Your RPP is with elementary schools. What was the decision to partner with elementary schools as opposed to middle schools or high schools?

It was strategic as I saw so many projects that are focused on high school and I felt like there was not enough focus at the elementary level. So, we wanted to bring computational ideas at the elementary level. As kids are sitting in a science, math or literacy class, they are already hearing CS ideas such as problem decomposition, algorithms, debugging, etc. The key is to highlight these as CS principles for children at younger ages, and as children become familiar with the terms early on, CS stops being a foreign concept to them. They stop thinking, “Oh, and algorithm…. that’s math, and I don’t do math.”
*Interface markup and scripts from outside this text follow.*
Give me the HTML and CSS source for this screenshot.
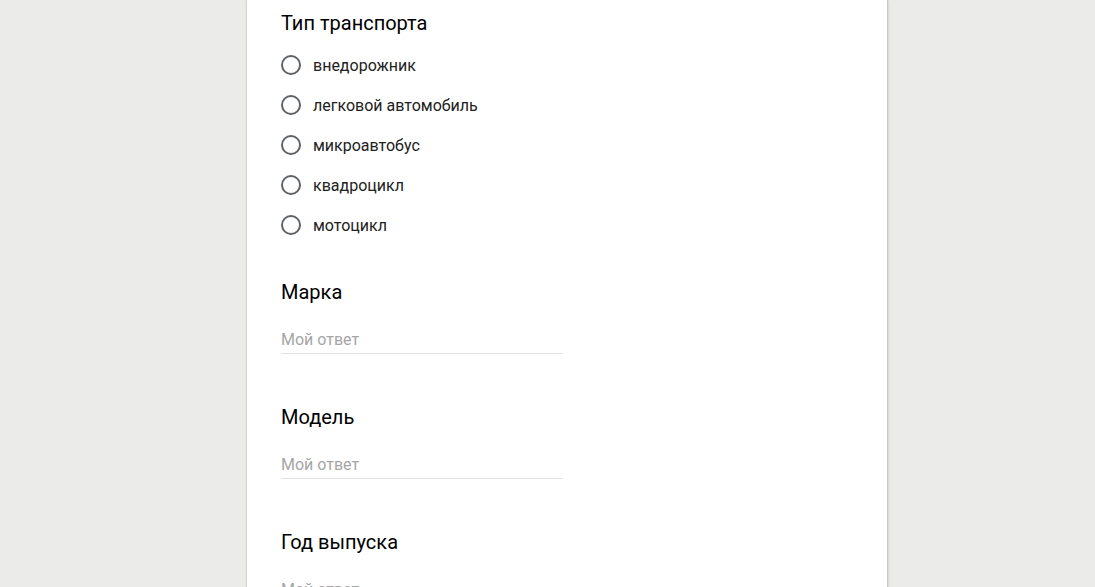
FILE: index.html
```html
<!DOCTYPE html>
<html lang="ru">
<head>
<meta charset="utf-8">
<link rel="stylesheet" href="styles.css">
</head>
<body>
<div class="card">
  <section class="question">
    <div class="q-title">Тип транспорта</div>
    <div class="options">
      <label class="option"><span class="radio"></span><span class="opt-text">внедорожник</span></label>
      <label class="option"><span class="radio"></span><span class="opt-text">легковой автомобиль</span></label>
      <label class="option"><span class="radio"></span><span class="opt-text">микроавтобус</span></label>
      <label class="option"><span class="radio"></span><span class="opt-text">квадроцикл</span></label>
      <label class="option"><span class="radio"></span><span class="opt-text">мотоцикл</span></label>
    </div>
  </section>
  <section class="question text-q">
    <div class="q-title">Марка</div>
    <div class="answer">Мой ответ</div>
  </section>
  <section class="question text-q">
    <div class="q-title">Модель</div>
    <div class="answer">Мой ответ</div>
  </section>
  <section class="question text-q">
    <div class="q-title">Год выпуска</div>
    <div class="answer">Мой ответ</div>
  </section>
</div>
</body>
</html>
```
FILE: styles.css
```css
html, body {
  margin: 0;
  padding: 0;
  height: 100%;
  overflow: hidden;
}
body {
  background: #ebebe9;
  font-family: Roboto, "Liberation Sans", Arial, sans-serif;
  color: #202124;
}
.card {
  margin-left: 247px;
  width: 640px;
  min-height: 100%;
  background: #fff;
  box-shadow: 0 0 2px rgba(0,0,0,0.25), 1px 0 3px rgba(0,0,0,0.12);
  padding: 11px 34px 0;
  box-sizing: border-box;
  display: flex;
  flex-direction: column;
}
.q-title {
  font-size: 20px;
  line-height: 24px;
  color: #000;
}
.options {
  margin-top: 10px;
  display: flex;
  flex-direction: column;
}
.option {
  height: 40px;
  display: flex;
  align-items: center;
}
.radio {
  width: 16px;
  height: 16px;
  border: 2px solid #5f6368;
  border-radius: 50%;
  flex: none;
}
.opt-text {
  margin-left: 12px;
  font-size: 16px;
  color: #212121;
}
.text-q {
  margin-top: 35px;
}
.text-q + .text-q {
  margin-top: 51px;
}
.answer {
  margin-top: 26px;
  width: 282px;
  font-size: 16px;
  line-height: 20px;
  padding-bottom: 3px;
  color: #a6a6a6;
  border-bottom: 1px solid #e0e0e0;
}
```
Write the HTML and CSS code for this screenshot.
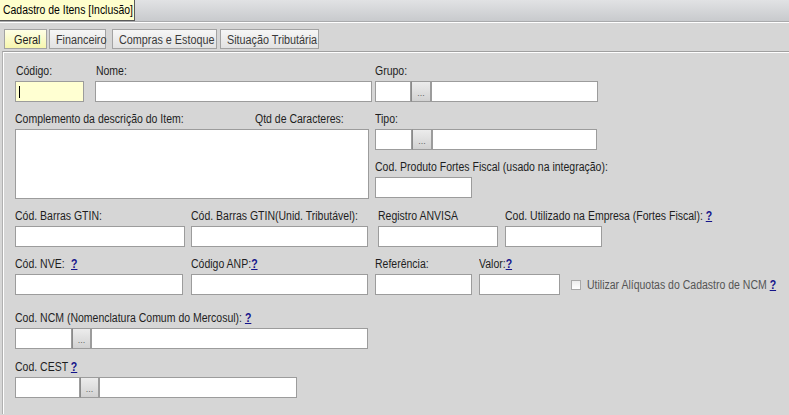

We wanted to flip the “oh that’s math, it’s not relevant to me” view, and say no, we all use algorithms, we all use problem decomposition, we’re all familiar with abstraction. Having teachers see connections to these ideas in their curriculum first, and then bringing coding tools later on. Starting that at the elementary level could break down this misconception that computer science is not for everybody. So that’s why we are focused on the elementary level.